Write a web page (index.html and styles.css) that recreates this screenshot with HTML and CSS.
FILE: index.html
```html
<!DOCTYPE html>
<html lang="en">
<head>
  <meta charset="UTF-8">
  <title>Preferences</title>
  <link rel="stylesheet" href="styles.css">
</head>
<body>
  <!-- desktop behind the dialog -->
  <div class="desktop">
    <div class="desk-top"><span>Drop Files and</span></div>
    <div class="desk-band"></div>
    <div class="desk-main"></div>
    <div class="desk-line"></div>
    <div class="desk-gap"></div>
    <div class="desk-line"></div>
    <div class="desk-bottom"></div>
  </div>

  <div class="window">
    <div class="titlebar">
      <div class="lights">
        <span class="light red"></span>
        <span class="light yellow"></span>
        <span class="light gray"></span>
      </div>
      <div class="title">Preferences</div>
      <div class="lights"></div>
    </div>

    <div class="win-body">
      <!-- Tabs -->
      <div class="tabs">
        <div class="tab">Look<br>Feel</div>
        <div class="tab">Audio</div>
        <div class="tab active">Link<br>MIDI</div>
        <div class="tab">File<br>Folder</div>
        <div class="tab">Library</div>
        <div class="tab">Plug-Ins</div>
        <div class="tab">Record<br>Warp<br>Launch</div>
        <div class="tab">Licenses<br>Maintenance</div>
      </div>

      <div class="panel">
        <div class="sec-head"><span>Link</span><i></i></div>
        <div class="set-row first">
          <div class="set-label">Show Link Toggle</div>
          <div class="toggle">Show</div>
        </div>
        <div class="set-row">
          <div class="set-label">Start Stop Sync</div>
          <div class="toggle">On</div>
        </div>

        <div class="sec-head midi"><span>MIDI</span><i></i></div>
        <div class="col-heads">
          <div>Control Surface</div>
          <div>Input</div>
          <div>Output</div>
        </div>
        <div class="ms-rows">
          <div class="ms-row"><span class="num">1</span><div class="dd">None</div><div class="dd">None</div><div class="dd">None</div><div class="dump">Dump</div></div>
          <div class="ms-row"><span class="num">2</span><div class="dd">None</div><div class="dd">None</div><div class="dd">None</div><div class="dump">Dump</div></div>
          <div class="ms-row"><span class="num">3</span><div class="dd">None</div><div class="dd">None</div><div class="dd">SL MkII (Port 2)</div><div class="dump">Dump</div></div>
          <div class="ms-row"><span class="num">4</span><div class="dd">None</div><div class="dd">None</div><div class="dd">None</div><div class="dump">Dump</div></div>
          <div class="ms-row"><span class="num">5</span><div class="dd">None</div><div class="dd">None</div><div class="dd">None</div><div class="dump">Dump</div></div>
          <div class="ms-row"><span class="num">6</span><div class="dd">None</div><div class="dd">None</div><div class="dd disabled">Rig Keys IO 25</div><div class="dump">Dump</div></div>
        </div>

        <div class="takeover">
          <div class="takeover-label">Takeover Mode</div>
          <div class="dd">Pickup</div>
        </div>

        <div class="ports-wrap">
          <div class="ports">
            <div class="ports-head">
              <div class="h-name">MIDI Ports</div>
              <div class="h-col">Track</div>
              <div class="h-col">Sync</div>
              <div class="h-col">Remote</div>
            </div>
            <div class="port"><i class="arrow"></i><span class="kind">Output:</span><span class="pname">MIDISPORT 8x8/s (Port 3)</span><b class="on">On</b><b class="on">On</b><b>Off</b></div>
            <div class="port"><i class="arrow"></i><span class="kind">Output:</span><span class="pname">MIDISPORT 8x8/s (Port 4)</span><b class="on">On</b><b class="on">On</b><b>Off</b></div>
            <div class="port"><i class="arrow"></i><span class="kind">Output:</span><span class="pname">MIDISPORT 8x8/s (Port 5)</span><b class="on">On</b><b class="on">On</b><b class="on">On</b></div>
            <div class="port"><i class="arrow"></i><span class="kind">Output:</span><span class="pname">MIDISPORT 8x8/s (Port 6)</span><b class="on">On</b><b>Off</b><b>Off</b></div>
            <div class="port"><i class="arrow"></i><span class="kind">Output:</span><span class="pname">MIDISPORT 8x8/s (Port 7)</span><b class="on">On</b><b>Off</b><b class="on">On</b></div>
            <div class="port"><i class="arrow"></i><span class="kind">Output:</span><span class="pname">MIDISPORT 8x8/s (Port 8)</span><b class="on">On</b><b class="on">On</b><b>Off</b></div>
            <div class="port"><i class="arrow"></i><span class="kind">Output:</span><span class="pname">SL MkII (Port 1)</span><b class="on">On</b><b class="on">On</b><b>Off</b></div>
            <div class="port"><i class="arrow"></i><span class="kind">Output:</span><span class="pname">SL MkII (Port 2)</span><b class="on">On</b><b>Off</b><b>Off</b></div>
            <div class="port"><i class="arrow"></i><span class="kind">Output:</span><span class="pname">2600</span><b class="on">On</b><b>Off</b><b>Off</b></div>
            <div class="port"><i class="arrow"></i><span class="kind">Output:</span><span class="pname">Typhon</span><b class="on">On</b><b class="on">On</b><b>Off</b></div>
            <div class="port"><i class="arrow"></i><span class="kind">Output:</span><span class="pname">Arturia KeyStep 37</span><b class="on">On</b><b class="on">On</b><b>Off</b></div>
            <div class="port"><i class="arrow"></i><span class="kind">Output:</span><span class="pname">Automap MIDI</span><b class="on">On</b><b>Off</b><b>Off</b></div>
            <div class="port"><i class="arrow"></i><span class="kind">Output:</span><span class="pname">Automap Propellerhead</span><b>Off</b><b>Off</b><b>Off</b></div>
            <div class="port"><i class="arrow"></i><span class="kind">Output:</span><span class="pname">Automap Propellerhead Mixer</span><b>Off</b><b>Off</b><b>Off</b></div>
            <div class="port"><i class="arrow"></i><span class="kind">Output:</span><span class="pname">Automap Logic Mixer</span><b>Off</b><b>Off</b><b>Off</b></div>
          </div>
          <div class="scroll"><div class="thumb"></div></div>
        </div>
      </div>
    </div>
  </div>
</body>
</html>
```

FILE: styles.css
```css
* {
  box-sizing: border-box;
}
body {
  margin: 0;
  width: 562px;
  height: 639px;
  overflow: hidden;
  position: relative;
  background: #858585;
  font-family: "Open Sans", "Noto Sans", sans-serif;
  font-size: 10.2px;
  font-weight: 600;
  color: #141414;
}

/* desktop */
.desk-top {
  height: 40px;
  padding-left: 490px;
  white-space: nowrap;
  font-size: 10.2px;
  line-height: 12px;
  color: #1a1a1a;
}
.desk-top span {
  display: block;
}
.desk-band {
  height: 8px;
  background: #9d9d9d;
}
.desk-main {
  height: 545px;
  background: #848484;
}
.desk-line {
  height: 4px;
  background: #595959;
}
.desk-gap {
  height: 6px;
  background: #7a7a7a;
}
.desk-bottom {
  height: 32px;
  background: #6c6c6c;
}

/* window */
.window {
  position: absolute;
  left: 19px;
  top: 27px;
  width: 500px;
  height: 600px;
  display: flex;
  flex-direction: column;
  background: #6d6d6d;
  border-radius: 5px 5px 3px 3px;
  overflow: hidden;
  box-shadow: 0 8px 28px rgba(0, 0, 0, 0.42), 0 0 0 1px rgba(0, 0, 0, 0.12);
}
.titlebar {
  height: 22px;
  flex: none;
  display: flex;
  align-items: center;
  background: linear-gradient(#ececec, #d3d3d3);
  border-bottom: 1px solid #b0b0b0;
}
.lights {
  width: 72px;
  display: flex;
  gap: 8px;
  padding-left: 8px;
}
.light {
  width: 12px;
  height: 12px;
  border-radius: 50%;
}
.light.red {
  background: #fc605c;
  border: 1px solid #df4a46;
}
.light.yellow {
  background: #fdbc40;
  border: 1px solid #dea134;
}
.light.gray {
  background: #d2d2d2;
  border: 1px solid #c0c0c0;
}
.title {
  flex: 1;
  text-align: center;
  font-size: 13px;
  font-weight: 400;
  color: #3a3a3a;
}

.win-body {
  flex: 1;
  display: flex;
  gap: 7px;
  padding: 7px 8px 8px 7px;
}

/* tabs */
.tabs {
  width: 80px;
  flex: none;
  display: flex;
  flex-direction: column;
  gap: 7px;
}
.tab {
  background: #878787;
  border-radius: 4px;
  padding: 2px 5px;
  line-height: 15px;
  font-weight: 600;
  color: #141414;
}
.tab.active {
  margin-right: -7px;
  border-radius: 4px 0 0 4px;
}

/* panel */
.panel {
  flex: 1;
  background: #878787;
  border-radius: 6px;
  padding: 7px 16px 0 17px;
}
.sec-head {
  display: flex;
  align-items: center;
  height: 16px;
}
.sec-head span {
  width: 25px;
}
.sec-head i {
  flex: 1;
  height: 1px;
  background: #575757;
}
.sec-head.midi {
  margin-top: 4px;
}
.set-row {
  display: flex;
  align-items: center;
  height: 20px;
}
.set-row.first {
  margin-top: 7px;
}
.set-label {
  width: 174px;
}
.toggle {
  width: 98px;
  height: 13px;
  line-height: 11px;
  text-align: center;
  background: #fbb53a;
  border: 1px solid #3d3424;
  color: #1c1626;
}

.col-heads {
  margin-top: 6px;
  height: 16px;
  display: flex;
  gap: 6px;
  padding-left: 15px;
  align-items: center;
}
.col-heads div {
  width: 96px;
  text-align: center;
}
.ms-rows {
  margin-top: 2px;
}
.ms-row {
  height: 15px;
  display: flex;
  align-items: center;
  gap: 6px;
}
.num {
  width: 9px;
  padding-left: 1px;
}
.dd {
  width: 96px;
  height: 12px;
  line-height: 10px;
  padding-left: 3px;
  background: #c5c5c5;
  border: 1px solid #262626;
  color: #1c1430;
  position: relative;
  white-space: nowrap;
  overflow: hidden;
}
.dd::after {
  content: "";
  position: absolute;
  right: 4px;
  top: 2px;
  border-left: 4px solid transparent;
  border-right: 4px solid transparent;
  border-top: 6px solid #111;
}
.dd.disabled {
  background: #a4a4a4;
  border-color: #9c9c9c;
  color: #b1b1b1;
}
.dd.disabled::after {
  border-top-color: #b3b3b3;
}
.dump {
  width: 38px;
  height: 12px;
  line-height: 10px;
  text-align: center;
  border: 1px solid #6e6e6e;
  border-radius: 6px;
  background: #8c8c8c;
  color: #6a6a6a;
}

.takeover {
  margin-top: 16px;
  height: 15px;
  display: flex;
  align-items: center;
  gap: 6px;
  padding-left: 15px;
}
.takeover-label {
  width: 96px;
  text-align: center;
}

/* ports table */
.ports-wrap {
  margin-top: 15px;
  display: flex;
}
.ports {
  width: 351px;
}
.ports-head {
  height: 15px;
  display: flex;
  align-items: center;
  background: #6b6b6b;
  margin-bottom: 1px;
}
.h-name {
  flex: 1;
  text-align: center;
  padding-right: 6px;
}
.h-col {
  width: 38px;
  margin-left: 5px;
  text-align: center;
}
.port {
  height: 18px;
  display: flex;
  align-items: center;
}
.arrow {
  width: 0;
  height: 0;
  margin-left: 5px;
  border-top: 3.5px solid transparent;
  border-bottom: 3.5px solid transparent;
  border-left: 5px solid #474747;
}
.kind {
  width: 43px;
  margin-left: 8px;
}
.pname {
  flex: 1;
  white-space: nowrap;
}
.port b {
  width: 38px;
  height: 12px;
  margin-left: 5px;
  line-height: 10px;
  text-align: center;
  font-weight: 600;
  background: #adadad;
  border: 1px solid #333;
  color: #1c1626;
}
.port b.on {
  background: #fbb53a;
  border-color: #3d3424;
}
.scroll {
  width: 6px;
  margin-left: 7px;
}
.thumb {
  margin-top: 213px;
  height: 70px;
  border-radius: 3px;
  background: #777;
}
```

|---|

## GIVEN TASK
Find the lines above that contain the word "styles" and collect them.

## THE RESPONSE
Write a web page (index.html and styles.css) that recreates this screenshot with HTML and CSS.
  <link rel="stylesheet" href="styles.css">
FILE: styles.css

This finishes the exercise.